Supporters of Section 5 say the ruling may let state and local governments revive discriminatory voting practices that were previously either blocked or deterred.
“Today, the Supreme Court stuck a dagger in the heart of the Voting Rights Act of 1965,” said Georgia Democratic Representative John Lewis, a civil rights leader who was beaten by police and suffered a fractured skull during a 1965 march that spurred passage of the Voting Rights Act. “It took people struggling and dying for the right to vote.”
Sherrilyn Ifill, president of the NAACP Legal Defense and Educational Fund, said the ruling “takes the most powerful tool our nation has to defend minority voting rights out of commission.”
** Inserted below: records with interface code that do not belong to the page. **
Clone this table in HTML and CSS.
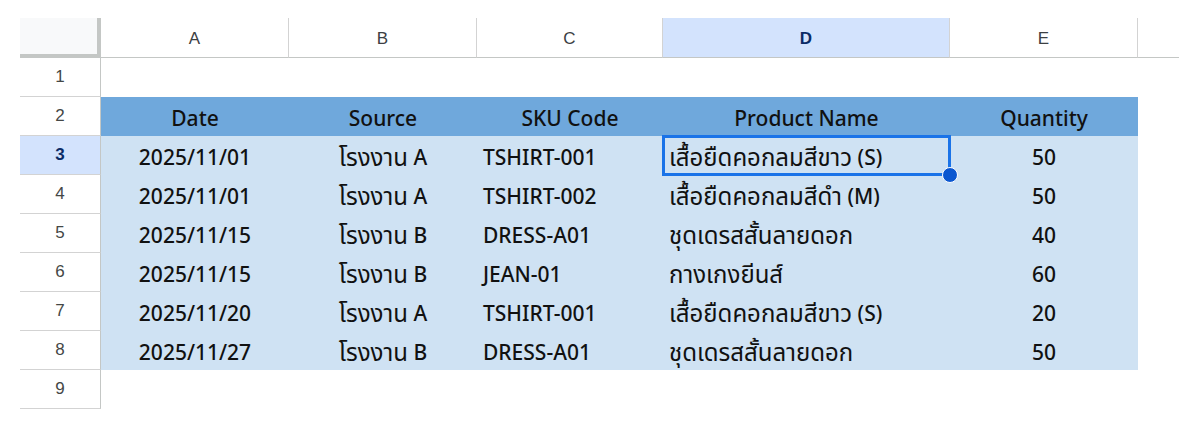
FILE: index.html
```html
<!DOCTYPE html>
<html lang="th">
<head>
<meta charset="utf-8">
<title>Sheet</title>
<link rel="stylesheet" href="styles.css">
</head>
<body>
<div class="sheet">
  <div class="row colhead">
    <div class="corner"></div>
    <div class="ch">A</div>
    <div class="ch">B</div>
    <div class="ch">C</div>
    <div class="ch sel">D</div>
    <div class="ch">E</div>
    <div class="ch tail"></div>
  </div>
  <div class="row"><div class="rh">1</div></div>
  <div class="row head">
    <div class="rh">2</div>
    <div class="c ctr">Date</div><div class="c ctr">Source</div><div class="c ctr">SKU Code</div><div class="c ctr">Product Name</div><div class="c ctr">Quantity</div>
  </div>
  <div class="row data">
    <div class="rh sel">3</div>
    <div class="c ctr">2025/11/01</div><div class="c ctr"><span class="th">โรงงาน</span>&nbsp;A</div><div class="c">TSHIRT-001</div><div class="c active"><span class="th">เสื้อยืดคอกลมสีขาว</span>&nbsp;(S)<span class="handle"></span></div><div class="c ctr">50</div>
  </div>
  <div class="row data">
    <div class="rh">4</div>
    <div class="c ctr">2025/11/01</div><div class="c ctr"><span class="th">โรงงาน</span>&nbsp;A</div><div class="c">TSHIRT-002</div><div class="c"><span class="th">เสื้อยืดคอกลมสีดำ</span>&nbsp;(M)</div><div class="c ctr">50</div>
  </div>
  <div class="row data">
    <div class="rh">5</div>
    <div class="c ctr">2025/11/15</div><div class="c ctr"><span class="th">โรงงาน</span>&nbsp;B</div><div class="c">DRESS-A01</div><div class="c"><span class="th">ชุดเดรสสั้นลายดอก</span></div><div class="c ctr">40</div>
  </div>
  <div class="row data">
    <div class="rh">6</div>
    <div class="c ctr">2025/11/15</div><div class="c ctr"><span class="th">โรงงาน</span>&nbsp;B</div><div class="c">JEAN-01</div><div class="c"><span class="th">กางเกงยีนส์</span></div><div class="c ctr">60</div>
  </div>
  <div class="row data">
    <div class="rh">7</div>
    <div class="c ctr">2025/11/20</div><div class="c ctr"><span class="th">โรงงาน</span>&nbsp;A</div><div class="c">TSHIRT-001</div><div class="c"><span class="th">เสื้อยืดคอกลมสีขาว</span>&nbsp;(S)</div><div class="c ctr">20</div>
  </div>
  <div class="row data">
    <div class="rh">8</div>
    <div class="c ctr">2025/11/27</div><div class="c ctr"><span class="th">โรงงาน</span>&nbsp;B</div><div class="c">DRESS-A01</div><div class="c"><span class="th">ชุดเดรสสั้นลายดอก</span></div><div class="c ctr">50</div>
  </div>
  <div class="row"><div class="rh">9</div></div>
</div>
</body>
</html>
```
FILE: styles.css
```css
html, body {
  margin: 0;
  padding: 0;
  background: #ffffff;
}
.sheet {
  padding: 18px 0 0 20px;
  font-family: "Noto Sans", "Noto Sans Thai", "Noto Sans CJK SC", sans-serif;
  color: #000;
}
.row {
  display: grid;
  grid-template-columns: 81px 188px 188px 186px 287px 188px 41px;
  height: 39px;
}
.colhead {
  height: 40px;
}
.corner {
  background: #f8f9fa;
  border-right: 4px solid #c4c7c5;
  border-bottom: 4px solid #c4c7c5;
  box-sizing: border-box;
  height: 40px;
}
.ch {
  font-family: "Liberation Sans", Arial, sans-serif;
  font-size: 17px;
  color: #3c4043;
  display: flex;
  align-items: center;
  justify-content: center;
  border-right: 1px solid #d3d3d3;
  border-bottom: 1px solid #c4c7c5;
  box-sizing: border-box;
  padding-top: 3px;
}
.ch.sel {
  background: #d3e3fd;
  color: #0b2b66;
  font-weight: bold;
}
.ch.tail {
  border-right: none;
}
.rh {
  font-family: "Liberation Sans", Arial, sans-serif;
  font-size: 17px;
  color: #444746;
  display: flex;
  align-items: center;
  justify-content: center;
  border-right: 1px solid #c4c7c5;
  border-bottom: 1px solid #d3d3d3;
  box-sizing: border-box;
  height: 39px;
}
.rh.sel {
  background: #d3e3fd;
  color: #0b2b66;
  font-weight: bold;
}
.c {
  font-size: 21px;
  font-weight: 500;
  display: flex;
  align-items: center;
  padding: 2px 6px 0;
  white-space: nowrap;
  position: relative;
  color: #111;
}
.th {
  font-size: 24px;
  font-weight: 400;
  line-height: 1;
}
.c.ctr {
  justify-content: center;
}
.head .c {
  background: #6fa8dc;
}
.data .c {
  background: #cfe2f3;
}
.active {
  outline: 3px solid #1a73e8;
  outline-offset: -2px;
  z-index: 2;
}
.handle {
  position: absolute;
  right: -8px;
  bottom: -8px;
  width: 14px;
  height: 14px;
  border-radius: 50%;
  background: #0b57d0;
  border: 1.5px solid #ffffff;
}
```
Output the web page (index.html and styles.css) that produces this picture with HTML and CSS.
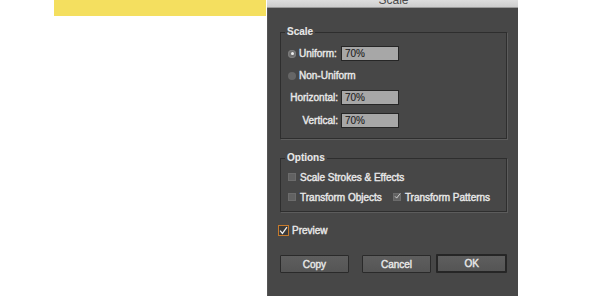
FILE: index.html
```html
<!DOCTYPE html>
<html lang="en">
<head>
    <meta charset="UTF-8">
    <meta name="viewport" content="width=device-width, initial-scale=1.0">
    <title>Scale</title>
    <link rel="stylesheet" href="styles.css">
</head>
<body>
    <div class="stage">
        <div class="banner"></div>
        <div class="dialog">
            <div class="titlebar"><span>Scale</span></div>
            <div class="dialog-body">
                <fieldset class="group">
                    <legend>Scale</legend>
                    <div class="group-rows scale-rows">
                        <div class="field">
                            <div class="field-label left"><span class="radio on"></span>Uniform:</div>
                            <div class="input">70%</div>
                        </div>
                        <div class="field">
                            <div class="field-label left wide"><span class="radio"></span>Non-Uniform</div>
                        </div>
                        <div class="field">
                            <div class="field-label">Horizontal:</div>
                            <div class="input">70%</div>
                        </div>
                        <div class="field vertical">
                            <div class="field-label">Vertical:</div>
                            <div class="input">70%</div>
                        </div>
                    </div>
                </fieldset>

                <fieldset class="group options">
                    <legend>Options</legend>
                    <div class="group-rows option-rows">
                        <div class="check-row">
                            <span class="check"><span class="box"></span>Scale Strokes &amp; Effects</span>
                        </div>
                        <div class="check-row">
                            <span class="check"><span class="box"></span>Transform Objects</span>
                            <span class="check patterns"><span class="box">
                                <svg viewBox="0 0 10 10" width="10" height="10"><path d="M1.5 5.5 L3.8 8 L8.8 1.5" fill="none" stroke="#e2e2e2" stroke-width="1.2"/></svg>
                            </span>Transform Patterns</span>
                        </div>
                    </div>
                </fieldset>

                <div class="preview">
                    <span class="preview-box">
                        <svg viewBox="0 0 10 10" width="9" height="9"><path d="M1.2 5.2 L3.8 8.2 L8.8 1.2" fill="none" stroke="#f0f0f0" stroke-width="1.4"/></svg>
                    </span>
                    Preview
                </div>

                <div class="buttons">
                    <button class="btn">Copy</button>
                    <button class="btn cancel">Cancel</button>
                    <button class="btn ok">OK</button>
                </div>
            </div>
        </div>
    </div>
</body>
</html>
```

FILE: styles.css
```css
body {
    margin: 0;
    background-color: #ffffff;
    font-family: "Liberation Sans", Arial, sans-serif;
    font-size: 10px;
}
.stage {
    display: flex;
    align-items: flex-start;
    padding-left: 54px;
    height: 300px;
}
.banner {
    width: 212px;
    height: 16px;
    background-color: #f4df5f;
    margin-right: 1px;
}
.dialog {
    width: 251px;
    height: 296px;
    background-color: #474747;
    box-shadow: inset 1px 0 0 #555555;
}
.titlebar {
    height: 8px;
    overflow: hidden;
    background: linear-gradient(#dedede, #cdcdcd);
    border-bottom: 1px solid #9a9a9a;
    box-sizing: border-box;
    text-align: center;
    color: #4a4a4a;
    font-size: 12px;
}
.titlebar span {
    display: block;
    line-height: 12px;
    margin-top: -6px;
    padding-left: 2px;
}
.dialog-body {
    padding: 18px 11px 0 13px;
    color: #e8e8e8;
    -webkit-text-stroke: 0.4px #e8e8e8;
}
.group {
    margin: 0;
    padding: 0;
    border: 1px solid #2e2e2e;
    box-shadow: 1px 1px 0 #5c5c5c;
    min-width: 0;
}
.group legend {
    margin-left: 4px;
    padding: 0 2px;
    line-height: 12px;
    font-weight: bold;
    -webkit-text-stroke: 0.1px #e8e8e8;
}
.group-rows {
    display: flex;
    flex-direction: column;
    padding-left: 7px;
}
.scale-rows {
    gap: 7px;
    padding-top: 8px;
    padding-bottom: 10px;
}
.field {
    display: flex;
    align-items: center;
    height: 15px;
}
.field.vertical {
    margin-top: 1px;
}
.field-label {
    width: 50px;
    margin-right: 3px;
    text-align: right;
    white-space: nowrap;
}
.field-label.left {
    display: flex;
    align-items: center;
    text-align: left;
}
.radio {
    width: 8px;
    height: 8px;
    border-radius: 50%;
    background-color: #666666;
    margin-right: 3px;
    flex-shrink: 0;
    display: flex;
    align-items: center;
    justify-content: center;
}
.radio.on {
    background-color: #6e6e6e;
    box-shadow: inset 0 0 0 1px #7c7c7c;
}
.radio.on::after {
    content: "";
    width: 3px;
    height: 3px;
    border-radius: 50%;
    background-color: #eeeeee;
}
.input {
    height: 13px;
    line-height: 13px;
    background-color: #a7a7a7;
    border: 1px solid #262626;
    color: #202020;
    -webkit-text-stroke: 0.1px #202020;
    padding-left: 3px;
    width: 53px;
}
.options {
    margin-top: 13px;
}
.option-rows {
    gap: 8px;
    padding-top: 7px;
    padding-bottom: 8px;
}
.check-row {
    display: flex;
    align-items: center;
    height: 12px;
}
.check {
    display: flex;
    align-items: center;
    white-space: nowrap;
}
.check .box {
    width: 8px;
    height: 8px;
    background-color: #626262;
    box-shadow: inset 0 0 0 1px #6c6c6c;
    margin-right: 4px;
    display: flex;
    align-items: center;
    justify-content: center;
}
.check .box svg {
    margin-top: -2px;
    margin-left: 1px;
}
.check.patterns {
    margin-left: 11px;
}
.preview {
    display: flex;
    align-items: center;
    margin-top: 13px;
    margin-left: -2px;
    height: 11px;
}
.preview-box {
    width: 9px;
    height: 9px;
    border: 1px solid #c67a2c;
    background-color: #3a3a3a;
    margin-right: 3px;
    display: flex;
    align-items: center;
    justify-content: center;
}
.buttons {
    display: flex;
    margin-top: 19px;
}
.btn {
    width: 69px;
    height: 18px;
    padding: 0;
    border: 1px solid #2a2a2a;
    border-radius: 1px;
    background: linear-gradient(#5e5e5e, #555555);
    color: #e8e8e8;
    font-family: "Liberation Sans", Arial, sans-serif;
    font-size: 10px;
    -webkit-text-stroke: 0.4px #e8e8e8;
}
.btn.cancel {
    margin-left: 13px;
    width: 70px;
}
.btn.ok {
    margin-left: 5px;
    width: 71px;
    height: 19px;
    margin-top: -1px;
    border: 2px solid #262626;
}
```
The law was challenged by Shelby County, Alabama, which said Congress had failed to show that the law was still needed.
“We’re elated,” Frank C. Ellis Jr., Shelby County’s attorney, said from his office in Columbiana, Alabama. “If you’re imposing on sovereign states and cities and counties this burden -- this extraordinary burden and departure from federalism -- you’ve got to have current justification, not justification that’s 50 years old.”
Edward Blum, who organized the Shelby County challenge, said the ruling “confirmed that there are no meaningful differences in minority voting opportunities between the covered and non-covered jurisdictions.” Blum is the director of the Project on Fair Representation in Alexandria, Virginia.
The Supreme Court upheld the preclearance requirement on four previous occasions as a legitimate means of enforcing the 15th Amendment, which bars states from restricting voting on the basis of race.
In a fifth case, in 2009, the court hinted that Section 5’s days were numbered, saying it raised “serious constitutional questions.” The court avoided the constitutional issue then, instead reaching a compromise that let more local governments seek an exemption from the preclearance rule.
Congress had previously reauthorized the measure in 1970, 1975 and 1982.
During arguments in February, Scalia said the near-unanimity among lawmakers in reauthorizing the law was “very likely attributable to a phenomenon that is called perpetuation of racial entitlement.”
The case is Shelby County v. Holder, 12-96.